Task prompt:
Transcribe the listing exactly, leaving out every picture.
* * *
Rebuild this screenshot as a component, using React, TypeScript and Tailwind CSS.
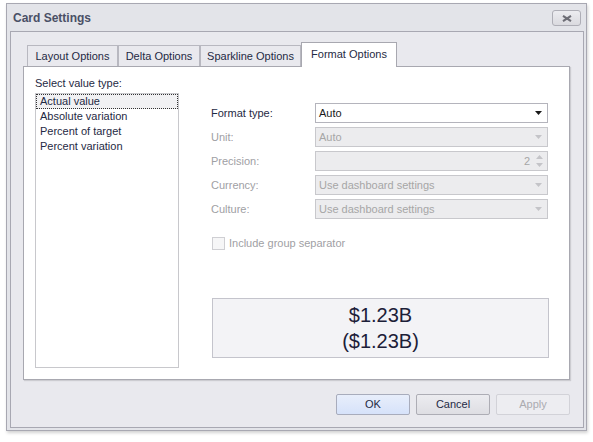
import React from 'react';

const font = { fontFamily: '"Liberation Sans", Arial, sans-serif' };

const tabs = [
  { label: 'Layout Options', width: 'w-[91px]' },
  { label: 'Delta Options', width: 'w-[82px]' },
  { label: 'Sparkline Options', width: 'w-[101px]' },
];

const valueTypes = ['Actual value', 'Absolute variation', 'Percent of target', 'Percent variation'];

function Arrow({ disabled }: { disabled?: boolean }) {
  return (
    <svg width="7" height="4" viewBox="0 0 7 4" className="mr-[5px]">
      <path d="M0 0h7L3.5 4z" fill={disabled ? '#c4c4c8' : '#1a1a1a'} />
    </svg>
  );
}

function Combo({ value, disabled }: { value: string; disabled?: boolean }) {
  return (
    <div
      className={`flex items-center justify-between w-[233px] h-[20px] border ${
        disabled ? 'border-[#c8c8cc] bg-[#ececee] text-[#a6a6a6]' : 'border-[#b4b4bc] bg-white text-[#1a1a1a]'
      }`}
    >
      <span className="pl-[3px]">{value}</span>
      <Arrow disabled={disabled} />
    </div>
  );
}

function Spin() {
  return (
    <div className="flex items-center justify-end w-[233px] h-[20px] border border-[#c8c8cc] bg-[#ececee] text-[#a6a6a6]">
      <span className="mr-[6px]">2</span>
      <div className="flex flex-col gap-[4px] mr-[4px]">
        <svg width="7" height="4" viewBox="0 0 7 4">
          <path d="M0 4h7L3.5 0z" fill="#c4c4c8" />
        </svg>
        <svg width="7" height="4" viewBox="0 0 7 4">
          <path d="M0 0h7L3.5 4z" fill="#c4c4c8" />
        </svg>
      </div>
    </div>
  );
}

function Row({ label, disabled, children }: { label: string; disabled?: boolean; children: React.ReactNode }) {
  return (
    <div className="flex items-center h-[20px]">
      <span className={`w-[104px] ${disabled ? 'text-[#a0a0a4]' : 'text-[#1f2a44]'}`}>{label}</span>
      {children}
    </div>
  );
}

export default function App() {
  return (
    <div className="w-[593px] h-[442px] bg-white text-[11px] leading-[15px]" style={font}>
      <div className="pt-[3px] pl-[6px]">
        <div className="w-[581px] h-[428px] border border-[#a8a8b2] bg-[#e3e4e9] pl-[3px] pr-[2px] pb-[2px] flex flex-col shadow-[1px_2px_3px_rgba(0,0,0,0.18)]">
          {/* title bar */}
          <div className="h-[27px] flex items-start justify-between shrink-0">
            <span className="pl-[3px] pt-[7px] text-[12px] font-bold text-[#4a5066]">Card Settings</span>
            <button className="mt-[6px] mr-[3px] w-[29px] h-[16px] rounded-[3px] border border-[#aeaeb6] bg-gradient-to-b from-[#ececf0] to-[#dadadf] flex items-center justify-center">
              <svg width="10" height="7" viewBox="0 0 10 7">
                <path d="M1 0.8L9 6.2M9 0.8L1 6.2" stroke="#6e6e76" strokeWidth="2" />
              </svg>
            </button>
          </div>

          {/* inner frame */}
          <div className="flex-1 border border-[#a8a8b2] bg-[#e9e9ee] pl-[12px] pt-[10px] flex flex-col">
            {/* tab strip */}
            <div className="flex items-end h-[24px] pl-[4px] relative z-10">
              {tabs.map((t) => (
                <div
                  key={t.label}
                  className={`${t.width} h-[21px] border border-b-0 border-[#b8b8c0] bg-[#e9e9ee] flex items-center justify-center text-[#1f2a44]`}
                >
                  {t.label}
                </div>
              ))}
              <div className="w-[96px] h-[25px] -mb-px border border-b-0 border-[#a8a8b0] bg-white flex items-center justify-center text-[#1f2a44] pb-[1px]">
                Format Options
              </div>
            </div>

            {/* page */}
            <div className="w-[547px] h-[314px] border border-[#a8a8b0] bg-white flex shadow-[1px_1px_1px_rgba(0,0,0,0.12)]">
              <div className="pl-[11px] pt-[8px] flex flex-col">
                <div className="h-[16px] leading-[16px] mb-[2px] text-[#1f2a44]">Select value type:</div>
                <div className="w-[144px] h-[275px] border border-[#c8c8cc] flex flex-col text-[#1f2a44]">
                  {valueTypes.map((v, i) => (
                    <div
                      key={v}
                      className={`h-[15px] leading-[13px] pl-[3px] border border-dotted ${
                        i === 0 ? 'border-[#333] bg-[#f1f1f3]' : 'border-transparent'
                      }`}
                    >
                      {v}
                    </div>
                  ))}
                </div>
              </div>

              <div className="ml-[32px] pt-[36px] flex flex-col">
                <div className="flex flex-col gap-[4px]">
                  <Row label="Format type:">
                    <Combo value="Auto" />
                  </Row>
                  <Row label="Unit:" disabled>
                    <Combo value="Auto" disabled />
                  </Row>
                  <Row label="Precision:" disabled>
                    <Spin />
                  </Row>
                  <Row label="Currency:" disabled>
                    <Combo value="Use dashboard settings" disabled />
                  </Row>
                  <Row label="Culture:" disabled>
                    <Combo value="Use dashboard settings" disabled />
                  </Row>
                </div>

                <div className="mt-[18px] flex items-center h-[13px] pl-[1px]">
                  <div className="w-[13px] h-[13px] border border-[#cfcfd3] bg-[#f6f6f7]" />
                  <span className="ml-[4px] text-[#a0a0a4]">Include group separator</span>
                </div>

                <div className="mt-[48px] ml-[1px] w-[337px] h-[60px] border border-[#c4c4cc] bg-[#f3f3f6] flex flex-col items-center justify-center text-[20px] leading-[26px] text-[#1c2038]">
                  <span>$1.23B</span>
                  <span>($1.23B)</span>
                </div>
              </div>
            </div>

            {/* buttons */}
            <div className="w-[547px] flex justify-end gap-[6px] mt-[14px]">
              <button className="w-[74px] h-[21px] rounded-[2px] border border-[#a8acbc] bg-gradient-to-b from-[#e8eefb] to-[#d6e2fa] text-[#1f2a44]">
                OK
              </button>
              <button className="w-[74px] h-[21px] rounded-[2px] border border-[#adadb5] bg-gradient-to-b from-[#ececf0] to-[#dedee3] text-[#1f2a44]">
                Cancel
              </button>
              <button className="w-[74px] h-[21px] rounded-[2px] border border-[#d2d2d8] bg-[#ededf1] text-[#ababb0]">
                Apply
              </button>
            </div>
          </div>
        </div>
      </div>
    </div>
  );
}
* * *
Problem solution:
Rebuild this screenshot as a component, using React, TypeScript and Tailwind CSS.
import React from 'react';

const font = { fontFamily: '"Liberation Sans", Arial, sans-serif' };

const tabs = [
  { label: 'Layout Options', width: 'w-[91px]' },
  { label: 'Delta Options', width: 'w-[82px]' },
  { label: 'Sparkline Options', width: 'w-[101px]' },
];

const valueTypes = ['Actual value', 'Absolute variation', 'Percent of target', 'Percent variation'];

function Arrow({ disabled }: { disabled?: boolean }) {
  return (
    <svg width="7" height="4" viewBox="0 0 7 4" className="mr-[5px]">
      <path d="M0 0h7L3.5 4z" fill={disabled ? '#c4c4c8' : '#1a1a1a'} />
    </svg>
  );
}

function Combo({ value, disabled }: { value: string; disabled?: boolean }) {
  return (
    <div
      className={`flex items-center justify-between w-[233px] h-[20px] border ${
        disabled ? 'border-[#c8c8cc] bg-[#ececee] text-[#a6a6a6]' : 'border-[#b4b4bc] bg-white text-[#1a1a1a]'
      }`}
    >
      <span className="pl-[3px]">{value}</span>
      <Arrow disabled={disabled} />
    </div>
  );
}

function Spin() {
  return (
    <div className="flex items-center justify-end w-[233px] h-[20px] border border-[#c8c8cc] bg-[#ececee] text-[#a6a6a6]">
      <span className="mr-[6px]">2</span>
      <div className="flex flex-col gap-[4px] mr-[4px]">
        <svg width="7" height="4" viewBox="0 0 7 4">
          <path d="M0 4h7L3.5 0z" fill="#c4c4c8" />
        </svg>
        <svg width="7" height="4" viewBox="0 0 7 4">
          <path d="M0 0h7L3.5 4z" fill="#c4c4c8" />
        </svg>
      </div>
    </div>
  );
}

function Row({ label, disabled, children }: { label: string; disabled?: boolean; children: React.ReactNode }) {
  return (
    <div className="flex items-center h-[20px]">
      <span className={`w-[104px] ${disabled ? 'text-[#a0a0a4]' : 'text-[#1f2a44]'}`}>{label}</span>
      {children}
    </div>
  );
}

export default function App() {
  return (
    <div className="w-[593px] h-[442px] bg-white text-[11px] leading-[15px]" style={font}>
      <div className="pt-[3px] pl-[6px]">
        <div className="w-[581px] h-[428px] border border-[#a8a8b2] bg-[#e3e4e9] pl-[3px] pr-[2px] pb-[2px] flex flex-col shadow-[1px_2px_3px_rgba(0,0,0,0.18)]">
          {/* title bar */}
          <div className="h-[27px] flex items-start justify-between shrink-0">
            <span className="pl-[3px] pt-[7px] text-[12px] font-bold text-[#4a5066]">Card Settings</span>
            <button className="mt-[6px] mr-[3px] w-[29px] h-[16px] rounded-[3px] border border-[#aeaeb6] bg-gradient-to-b from-[#ececf0] to-[#dadadf] flex items-center justify-center">
              <svg width="10" height="7" viewBox="0 0 10 7">
                <path d="M1 0.8L9 6.2M9 0.8L1 6.2" stroke="#6e6e76" strokeWidth="2" />
              </svg>
            </button>
          </div>

          {/* inner frame */}
          <div className="flex-1 border border-[#a8a8b2] bg-[#e9e9ee] pl-[12px] pt-[10px] flex flex-col">
            {/* tab strip */}
            <div className="flex items-end h-[24px] pl-[4px] relative z-10">
              {tabs.map((t) => (
                <div
                  key={t.label}
                  className={`${t.width} h-[21px] border border-b-0 border-[#b8b8c0] bg-[#e9e9ee] flex items-center justify-center text-[#1f2a44]`}
                >
                  {t.label}
                </div>
              ))}
              <div className="w-[96px] h-[25px] -mb-px border border-b-0 border-[#a8a8b0] bg-white flex items-center justify-center text-[#1f2a44] pb-[1px]">
                Format Options
              </div>
            </div>

            {/* page */}
            <div className="w-[547px] h-[314px] border border-[#a8a8b0] bg-white flex shadow-[1px_1px_1px_rgba(0,0,0,0.12)]">
              <div className="pl-[11px] pt-[8px] flex flex-col">
                <div className="h-[16px] leading-[16px] mb-[2px] text-[#1f2a44]">Select value type:</div>
                <div className="w-[144px] h-[275px] border border-[#c8c8cc] flex flex-col text-[#1f2a44]">
                  {valueTypes.map((v, i) => (
                    <div
                      key={v}
                      className={`h-[15px] leading-[13px] pl-[3px] border border-dotted ${
                        i === 0 ? 'border-[#333] bg-[#f1f1f3]' : 'border-transparent'
                      }`}
                    >
                      {v}
                    </div>
                  ))}
                </div>
              </div>

              <div className="ml-[32px] pt-[36px] flex flex-col">
                <div className="flex flex-col gap-[4px]">
                  <Row label="Format type:">
                    <Combo value="Auto" />
                  </Row>
                  <Row label="Unit:" disabled>
                    <Combo value="Auto" disabled />
                  </Row>
                  <Row label="Precision:" disabled>
                    <Spin />
                  </Row>
                  <Row label="Currency:" disabled>
                    <Combo value="Use dashboard settings" disabled />
                  </Row>
                  <Row label="Culture:" disabled>
                    <Combo value="Use dashboard settings" disabled />
                  </Row>
                </div>

                <div className="mt-[18px] flex items-center h-[13px] pl-[1px]">
                  <div className="w-[13px] h-[13px] border border-[#cfcfd3] bg-[#f6f6f7]" />
                  <span className="ml-[4px] text-[#a0a0a4]">Include group separator</span>
                </div>

                <div className="mt-[48px] ml-[1px] w-[337px] h-[60px] border border-[#c4c4cc] bg-[#f3f3f6] flex flex-col items-center justify-center text-[20px] leading-[26px] text-[#1c2038]">
                  <span>$1.23B</span>
                  <span>($1.23B)</span>
                </div>
              </div>
            </div>

            {/* buttons */}
            <div className="w-[547px] flex justify-end gap-[6px] mt-[14px]">
              <button className="w-[74px] h-[21px] rounded-[2px] border border-[#a8acbc] bg-gradient-to-b from-[#e8eefb] to-[#d6e2fa] text-[#1f2a44]">
                OK
              </button>
              <button className="w-[74px] h-[21px] rounded-[2px] border border-[#adadb5] bg-gradient-to-b from-[#ececf0] to-[#dedee3] text-[#1f2a44]">
                Cancel
              </button>
              <button className="w-[74px] h-[21px] rounded-[2px] border border-[#d2d2d8] bg-[#ededf1] text-[#ababb0]">
                Apply
              </button>
            </div>
          </div>
        </div>
      </div>
    </div>
  );
}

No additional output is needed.